Are you referring to viewplane-aligned billboarding? If so, that would probably be a good solution as well (maybe better than the incremental rotations I suggested earlier, depending on the context).
Quote:Original post by Danny02
use Quaternions, the problem u face is called Gimbal lock and is caused by the use of Euler angles.
It's not gimbal lock :| And neither Euler angles nor quaternions have anything to do with it :/

For some reason, there's a tendency (on this forum and others) to a) attribute every artifact or undesirable behavior related to rotation to gimbal lock and b) cite quaternions as the optimal (or only) solution. I don't know where this comes from exactly, but none of that is relevant here. A 'look at' transform is constructed using simple vector math, not Euler angles, and the behavior the OP is describing is simply an artifact of the way the transform is constructed - it's not due to gimbal lock.
Quote:Original post by jyk
Quote:Original post by kuroioranda
Can you post a screenshot? It sounds like you are constructing a lookat matrix from the camera location to each individual polygon center, which will cause them to "spin around" as you pass over them looking down. Try building a lookat matrix that looks from the camera origin to camera_origin + camera_normal, and use that for every polygon (you will only need to calculate it once, as the camera normal won't change between polygons). That sounds more like it is what you are looking for.
Are you referring to viewplane-aligned billboarding? If so, that would probably be a good solution as well (maybe better than the incremental rotations I suggested earlier, depending on the context).

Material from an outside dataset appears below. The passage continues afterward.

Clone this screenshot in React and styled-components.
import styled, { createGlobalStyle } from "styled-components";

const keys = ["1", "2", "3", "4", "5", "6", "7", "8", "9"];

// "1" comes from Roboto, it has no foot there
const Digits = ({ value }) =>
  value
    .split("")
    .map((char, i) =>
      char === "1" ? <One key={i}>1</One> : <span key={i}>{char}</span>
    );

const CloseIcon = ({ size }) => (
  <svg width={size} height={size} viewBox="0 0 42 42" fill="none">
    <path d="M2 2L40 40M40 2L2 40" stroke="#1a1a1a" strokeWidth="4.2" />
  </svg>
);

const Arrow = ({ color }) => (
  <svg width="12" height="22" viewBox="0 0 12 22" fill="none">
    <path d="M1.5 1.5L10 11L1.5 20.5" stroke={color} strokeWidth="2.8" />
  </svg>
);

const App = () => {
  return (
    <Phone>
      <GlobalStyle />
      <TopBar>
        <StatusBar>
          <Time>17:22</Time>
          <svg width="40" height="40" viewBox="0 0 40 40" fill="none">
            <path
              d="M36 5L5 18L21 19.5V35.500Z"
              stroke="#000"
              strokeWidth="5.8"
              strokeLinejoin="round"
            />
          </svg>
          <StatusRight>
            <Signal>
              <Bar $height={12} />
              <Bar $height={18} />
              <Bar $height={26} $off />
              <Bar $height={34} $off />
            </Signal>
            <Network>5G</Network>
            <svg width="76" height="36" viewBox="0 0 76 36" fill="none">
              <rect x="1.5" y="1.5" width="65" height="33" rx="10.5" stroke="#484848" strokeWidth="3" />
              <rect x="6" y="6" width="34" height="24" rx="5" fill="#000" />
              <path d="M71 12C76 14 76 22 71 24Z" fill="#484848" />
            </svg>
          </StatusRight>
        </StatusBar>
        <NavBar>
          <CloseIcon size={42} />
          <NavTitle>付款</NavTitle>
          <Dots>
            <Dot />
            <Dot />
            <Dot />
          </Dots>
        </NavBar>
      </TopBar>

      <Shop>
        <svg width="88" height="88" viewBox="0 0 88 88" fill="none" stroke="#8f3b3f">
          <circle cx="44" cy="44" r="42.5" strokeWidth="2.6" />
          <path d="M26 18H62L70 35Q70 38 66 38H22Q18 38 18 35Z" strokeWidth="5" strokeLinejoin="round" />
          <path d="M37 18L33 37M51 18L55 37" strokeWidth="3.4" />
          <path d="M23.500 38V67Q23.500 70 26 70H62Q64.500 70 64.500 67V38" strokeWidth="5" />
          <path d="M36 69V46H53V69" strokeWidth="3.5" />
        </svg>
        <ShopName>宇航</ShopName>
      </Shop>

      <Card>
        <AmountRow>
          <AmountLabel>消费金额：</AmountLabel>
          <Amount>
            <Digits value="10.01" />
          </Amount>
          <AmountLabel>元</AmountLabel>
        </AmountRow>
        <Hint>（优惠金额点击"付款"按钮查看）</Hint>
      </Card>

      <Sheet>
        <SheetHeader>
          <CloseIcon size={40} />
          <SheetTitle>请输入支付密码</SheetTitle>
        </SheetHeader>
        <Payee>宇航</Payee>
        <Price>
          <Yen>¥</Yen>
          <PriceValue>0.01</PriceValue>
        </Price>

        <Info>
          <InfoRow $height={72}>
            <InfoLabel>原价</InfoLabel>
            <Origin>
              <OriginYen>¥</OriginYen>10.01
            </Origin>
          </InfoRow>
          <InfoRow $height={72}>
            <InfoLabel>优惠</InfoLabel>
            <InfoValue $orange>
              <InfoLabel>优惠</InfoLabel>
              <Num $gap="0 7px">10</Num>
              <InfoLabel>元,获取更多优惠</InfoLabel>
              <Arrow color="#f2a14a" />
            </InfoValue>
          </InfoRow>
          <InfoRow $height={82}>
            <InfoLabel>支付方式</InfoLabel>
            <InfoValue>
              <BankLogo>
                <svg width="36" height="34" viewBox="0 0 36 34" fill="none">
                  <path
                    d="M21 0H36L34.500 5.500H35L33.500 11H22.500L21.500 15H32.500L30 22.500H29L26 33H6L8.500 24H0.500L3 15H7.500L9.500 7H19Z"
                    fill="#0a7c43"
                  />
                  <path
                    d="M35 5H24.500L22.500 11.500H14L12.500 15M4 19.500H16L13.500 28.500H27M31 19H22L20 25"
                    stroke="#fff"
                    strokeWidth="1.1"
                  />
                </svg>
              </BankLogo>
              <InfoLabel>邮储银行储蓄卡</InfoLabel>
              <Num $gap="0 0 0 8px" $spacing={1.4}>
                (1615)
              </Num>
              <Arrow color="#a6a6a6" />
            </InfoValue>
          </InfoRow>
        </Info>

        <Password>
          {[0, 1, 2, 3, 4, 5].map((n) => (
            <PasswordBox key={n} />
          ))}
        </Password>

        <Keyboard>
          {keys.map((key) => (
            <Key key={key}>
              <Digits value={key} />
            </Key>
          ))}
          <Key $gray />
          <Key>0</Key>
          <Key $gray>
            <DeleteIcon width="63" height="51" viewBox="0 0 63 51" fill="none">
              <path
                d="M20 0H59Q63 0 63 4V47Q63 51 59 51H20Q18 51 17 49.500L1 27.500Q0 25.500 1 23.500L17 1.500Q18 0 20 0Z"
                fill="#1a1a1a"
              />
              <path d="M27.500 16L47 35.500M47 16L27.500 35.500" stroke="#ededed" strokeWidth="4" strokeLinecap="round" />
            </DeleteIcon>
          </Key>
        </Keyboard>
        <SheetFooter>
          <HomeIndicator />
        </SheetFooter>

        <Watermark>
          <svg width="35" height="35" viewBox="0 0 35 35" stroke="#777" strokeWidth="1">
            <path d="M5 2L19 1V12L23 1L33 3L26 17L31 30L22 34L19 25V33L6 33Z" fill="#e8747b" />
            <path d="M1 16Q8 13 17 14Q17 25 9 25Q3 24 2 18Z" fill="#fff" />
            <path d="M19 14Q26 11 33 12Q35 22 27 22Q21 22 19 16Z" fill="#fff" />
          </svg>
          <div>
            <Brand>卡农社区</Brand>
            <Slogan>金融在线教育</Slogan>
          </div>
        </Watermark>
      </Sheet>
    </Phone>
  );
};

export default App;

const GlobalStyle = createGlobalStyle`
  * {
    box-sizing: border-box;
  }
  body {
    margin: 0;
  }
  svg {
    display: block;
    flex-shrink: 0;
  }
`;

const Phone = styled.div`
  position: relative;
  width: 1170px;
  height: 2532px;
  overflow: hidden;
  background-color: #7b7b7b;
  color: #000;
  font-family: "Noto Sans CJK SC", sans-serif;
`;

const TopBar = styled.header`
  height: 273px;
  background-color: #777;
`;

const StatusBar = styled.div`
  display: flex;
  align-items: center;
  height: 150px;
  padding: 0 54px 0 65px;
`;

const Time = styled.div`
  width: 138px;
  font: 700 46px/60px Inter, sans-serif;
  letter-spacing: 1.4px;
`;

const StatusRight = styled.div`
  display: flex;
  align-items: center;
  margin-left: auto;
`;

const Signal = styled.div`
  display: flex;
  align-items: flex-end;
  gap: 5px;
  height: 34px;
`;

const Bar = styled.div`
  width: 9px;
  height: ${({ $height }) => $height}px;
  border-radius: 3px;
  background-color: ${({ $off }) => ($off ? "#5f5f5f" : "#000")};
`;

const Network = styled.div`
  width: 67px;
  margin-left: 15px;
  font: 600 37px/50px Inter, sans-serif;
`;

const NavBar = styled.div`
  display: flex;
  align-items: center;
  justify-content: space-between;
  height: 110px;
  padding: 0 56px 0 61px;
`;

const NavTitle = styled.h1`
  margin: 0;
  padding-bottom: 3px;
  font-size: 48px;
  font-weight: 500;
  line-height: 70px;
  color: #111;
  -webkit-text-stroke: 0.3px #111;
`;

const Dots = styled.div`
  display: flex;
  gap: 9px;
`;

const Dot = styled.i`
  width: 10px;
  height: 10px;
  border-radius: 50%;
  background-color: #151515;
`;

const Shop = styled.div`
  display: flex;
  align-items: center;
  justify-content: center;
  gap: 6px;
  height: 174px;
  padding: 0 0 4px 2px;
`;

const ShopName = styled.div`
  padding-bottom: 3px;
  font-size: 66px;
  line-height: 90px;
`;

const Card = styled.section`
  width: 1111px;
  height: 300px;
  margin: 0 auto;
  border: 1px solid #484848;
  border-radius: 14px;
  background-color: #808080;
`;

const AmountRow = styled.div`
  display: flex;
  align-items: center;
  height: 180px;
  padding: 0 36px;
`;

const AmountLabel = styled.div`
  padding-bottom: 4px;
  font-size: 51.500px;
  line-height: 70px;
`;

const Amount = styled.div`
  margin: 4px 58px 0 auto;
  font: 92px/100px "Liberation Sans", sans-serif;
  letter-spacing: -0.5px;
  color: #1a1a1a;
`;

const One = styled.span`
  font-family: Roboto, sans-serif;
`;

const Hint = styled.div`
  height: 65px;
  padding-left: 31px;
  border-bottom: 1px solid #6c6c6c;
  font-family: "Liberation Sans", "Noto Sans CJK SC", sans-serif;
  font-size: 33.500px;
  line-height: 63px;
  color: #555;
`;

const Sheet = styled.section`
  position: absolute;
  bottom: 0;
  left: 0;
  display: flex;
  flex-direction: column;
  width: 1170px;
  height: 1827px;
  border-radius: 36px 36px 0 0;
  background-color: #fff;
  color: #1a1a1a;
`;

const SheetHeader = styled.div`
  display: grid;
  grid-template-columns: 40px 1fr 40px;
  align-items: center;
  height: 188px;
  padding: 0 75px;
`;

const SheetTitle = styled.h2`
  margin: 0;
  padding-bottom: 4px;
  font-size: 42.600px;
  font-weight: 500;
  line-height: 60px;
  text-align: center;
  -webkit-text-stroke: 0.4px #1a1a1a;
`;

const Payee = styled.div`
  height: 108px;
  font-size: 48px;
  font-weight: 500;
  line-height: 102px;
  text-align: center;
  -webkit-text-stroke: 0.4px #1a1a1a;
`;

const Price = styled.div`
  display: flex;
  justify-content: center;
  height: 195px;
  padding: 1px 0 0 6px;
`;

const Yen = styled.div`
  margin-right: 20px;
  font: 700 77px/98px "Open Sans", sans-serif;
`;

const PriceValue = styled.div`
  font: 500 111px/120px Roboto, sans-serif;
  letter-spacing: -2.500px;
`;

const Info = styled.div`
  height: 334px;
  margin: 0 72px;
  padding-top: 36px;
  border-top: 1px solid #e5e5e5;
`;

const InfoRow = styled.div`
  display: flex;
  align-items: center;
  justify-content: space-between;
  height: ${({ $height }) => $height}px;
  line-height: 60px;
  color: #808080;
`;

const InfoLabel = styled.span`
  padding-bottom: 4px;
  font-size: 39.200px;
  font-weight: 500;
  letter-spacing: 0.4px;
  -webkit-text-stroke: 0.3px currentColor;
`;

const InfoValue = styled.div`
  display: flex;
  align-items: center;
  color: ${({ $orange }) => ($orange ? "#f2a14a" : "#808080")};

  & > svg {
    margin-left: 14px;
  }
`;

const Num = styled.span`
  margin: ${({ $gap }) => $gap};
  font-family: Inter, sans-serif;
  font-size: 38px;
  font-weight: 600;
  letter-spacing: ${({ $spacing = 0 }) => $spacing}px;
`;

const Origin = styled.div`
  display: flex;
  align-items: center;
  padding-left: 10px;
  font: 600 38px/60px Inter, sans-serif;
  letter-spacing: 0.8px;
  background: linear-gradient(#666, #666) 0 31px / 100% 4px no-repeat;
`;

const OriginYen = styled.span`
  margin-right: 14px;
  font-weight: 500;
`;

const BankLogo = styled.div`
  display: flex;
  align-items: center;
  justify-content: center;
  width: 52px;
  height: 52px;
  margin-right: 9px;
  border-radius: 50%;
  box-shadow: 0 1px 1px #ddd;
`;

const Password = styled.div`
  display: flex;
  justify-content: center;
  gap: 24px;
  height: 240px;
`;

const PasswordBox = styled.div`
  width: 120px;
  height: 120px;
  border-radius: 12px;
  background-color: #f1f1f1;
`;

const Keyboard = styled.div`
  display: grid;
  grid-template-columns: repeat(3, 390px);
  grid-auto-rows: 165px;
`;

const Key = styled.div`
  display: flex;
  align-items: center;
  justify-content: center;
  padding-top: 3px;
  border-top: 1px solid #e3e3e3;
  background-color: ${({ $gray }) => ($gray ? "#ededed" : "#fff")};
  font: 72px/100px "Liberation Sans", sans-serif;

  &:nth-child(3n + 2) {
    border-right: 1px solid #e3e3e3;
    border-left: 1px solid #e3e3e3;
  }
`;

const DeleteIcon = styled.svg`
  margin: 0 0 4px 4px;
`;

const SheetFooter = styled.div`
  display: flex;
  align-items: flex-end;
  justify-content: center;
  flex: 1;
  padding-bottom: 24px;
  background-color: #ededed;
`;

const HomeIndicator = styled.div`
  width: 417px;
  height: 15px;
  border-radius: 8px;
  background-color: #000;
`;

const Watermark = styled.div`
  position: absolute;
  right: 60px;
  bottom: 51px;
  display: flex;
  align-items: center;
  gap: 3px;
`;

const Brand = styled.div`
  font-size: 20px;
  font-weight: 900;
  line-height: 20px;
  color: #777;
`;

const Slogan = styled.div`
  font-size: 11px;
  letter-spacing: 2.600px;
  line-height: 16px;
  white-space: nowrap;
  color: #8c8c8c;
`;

Yes. Especially when you are moving around I find that viewpoint aligned billboards shift in ways that tend to make me nauseous. So it seemed like a win-win to suggest doing it the viewplane-aligned way.
I guess i wasn't clear enough. I think this problem is indeed gimbal lock. In any case, its nothing to do with view aligned quads...Im trying to rotate a single object to face the camera in world space.

The same thing happens when i use Euler angles to rotate the object.
Don't you simply want to take the inverse of the rotation part of the camera matrix?

EDIT: Apologies, I didn't read the last sentence of your post.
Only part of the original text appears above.